Fireman’s Brew began getting attention from major beer distributors shortly after the company landed an order from Compton supermarket chain Ralphs in late 2011.

“Getting into Ralphs was a game-changer for us,” Johnson said.

To keep the momentum going, Fireman’s Brew recently bulked up its leadership team, hiring Don Lake, a 30-year veteran of the beer industry, as executive vice president of national sales.

Lake, former president of Warsteiner USA, the U.S. arm of German beer company Warsteiner Gruppe, is already working to nail down distribution contracts in New Jersey, Florida and the Pacific Northwest. He said the plan is to grow the beer brand’s visibility on the coasts before focusing on states in between.

“We will be shortly hiring field managers and putting them in key places,” he said.

To fund the company’s latest growth spurt, Fireman’s Brew in January announced a $5 million private stock offering to California residents, with shares selling for 80 cents each. The offering, the third for Fireman’s Brew, will close in September. The minimum purchase is 6,250 shares for $5,000 for qualified investors.

Johnson said a previous offering that yielded $835,000 was instrumental in getting the company’s initial out-of-state expansion efforts rolling. Fireman’s Brew invested the money into expanding their brewing capacity in Ukiah, giving the company the means to make six times more beer in a single batch.

But nationwide expansion isn’t cheap, particularly for a small beer company.

Julia Herz, program director for the Brewers Association, a craft beer trade group in Boulder, Colo., said shipping to the East Coast will be a challenge for the West Coast microbrewery.

“It’s very expensive to ship beer,” she said. “It’s heavy.”

It’s also perishable. Most mass-produced beer is flash pasteurized before shipping, ensuring a longer shelf life. But smaller batch craft beers are often unpasteurized for optimal flavor. That means a shorter shelf life and the need to use expensive refrigerated trucks for shipping in warmer weather.

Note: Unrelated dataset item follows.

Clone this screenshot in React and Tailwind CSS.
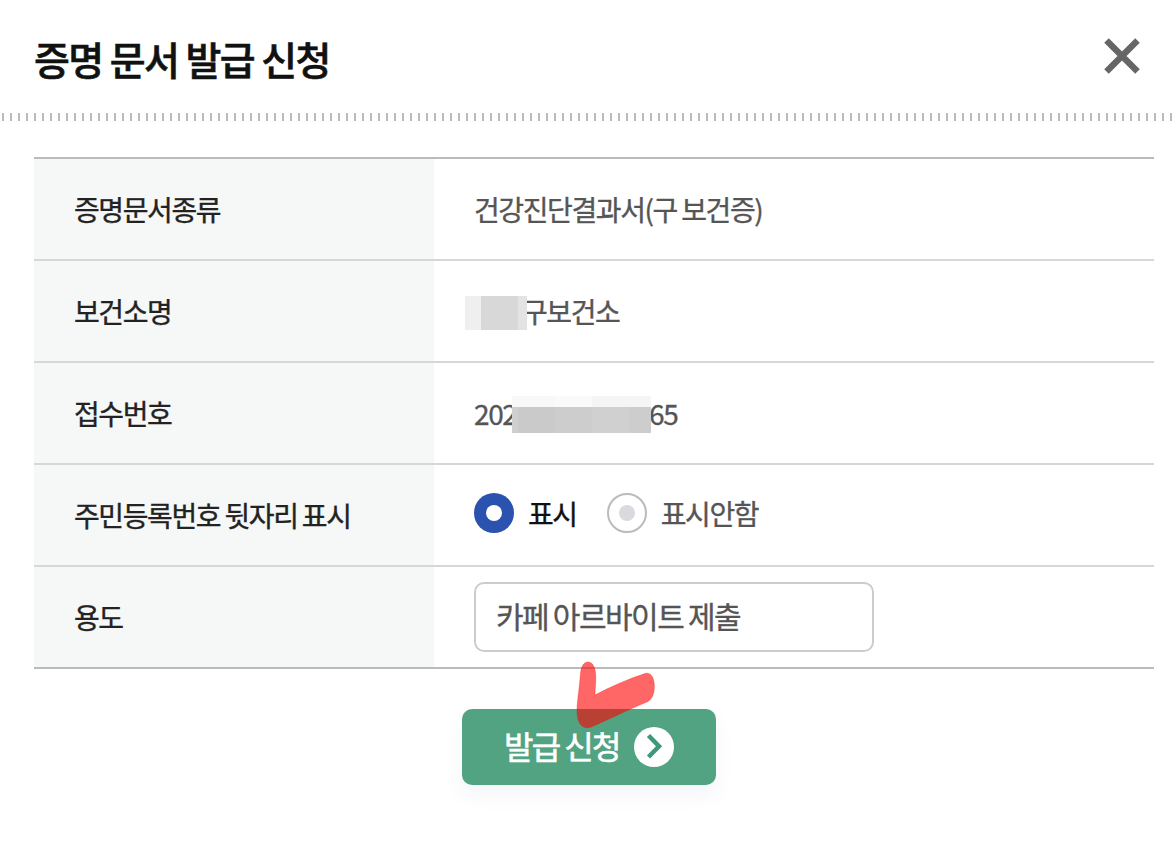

Johnson said the cost of shipping is a concern for Fireman’s Brew, though one it hopes to address in the next year or so.

“Our next big move is to begin producing beer on the East Coast,” he said. “But in order to do that, we need to get our sales volume up over there.”

Brewing opportunity

Herz said the $99 billion U.S. beer industry is competitive, but that small craft brewers such as Fireman’s Brew have begun to capture larger and larger shares of the market. Last year, craft brewers – independent beer makers producing less than 6 million barrels of beer a year – made up 6.5 percent of the total volume of beer sold in the United States and 10 percent of the industry’s total revenue. Those numbers were up 15 percent by volume and 17 percent by revenue over the prior year.

Lake, who in the early ’90s worked with a team to help grow Mexican beer brand Corona from a little-known import to a national household name, said he sees similar opportunity with Fireman’s Brew.

“I think there’s great upside potential for Fireman’s Brew,” he said. “The authenticity of the brand is incredible.”

Firefighters Robert Nowaczyk and Ed Walker co-founded Fireman’s Brew in 2000. The idea, which included donating 5 percent of revenue to the National Fallen Firefighters Foundation, occurred to them after battling a blaze in the Glendale mountains.

The duo had barely begun before the Sept. 11 terrorist attacks. Not wanting to seem like they were trying to profit from the outpouring of sympathy for firefighters at the time, they suspended the business for a few years before relaunching in 2007.

Today, Nowaczyk and Walker remain active-duty Los Angeles County firefighters at Station 7 in West Hollywood, though Walker opted out of the beer business a few years ago. He had a newborn at home and wasn’t prepared to commit the time necessary to building the beer business.

Fireman’s Brew sells three types of beer: a “blonde” pilsner-style lager, a “brunette” German-style doublebock and a “redhead” red amber ale. Prices for a six-pack vary by region, from as little as $7.99 in California to as high as $10.99 in Rhode Island.

In 2012, Fireman’s Brew produced and sold just over 17,000 cases of beer. The company expects to sell more than 30,000 this year. A case of beer holds 24 bottles.

But the microbrewery’s rapid growth, as exciting as it is, isn’t enough to distract Fireman’s Brew from its commitment to the firefighting community, Johnson said.

“We try to do as much as we can,” he said. “(This week) we’re doing an event to raise money for the 19 firefighters who just passed away in Arizona.”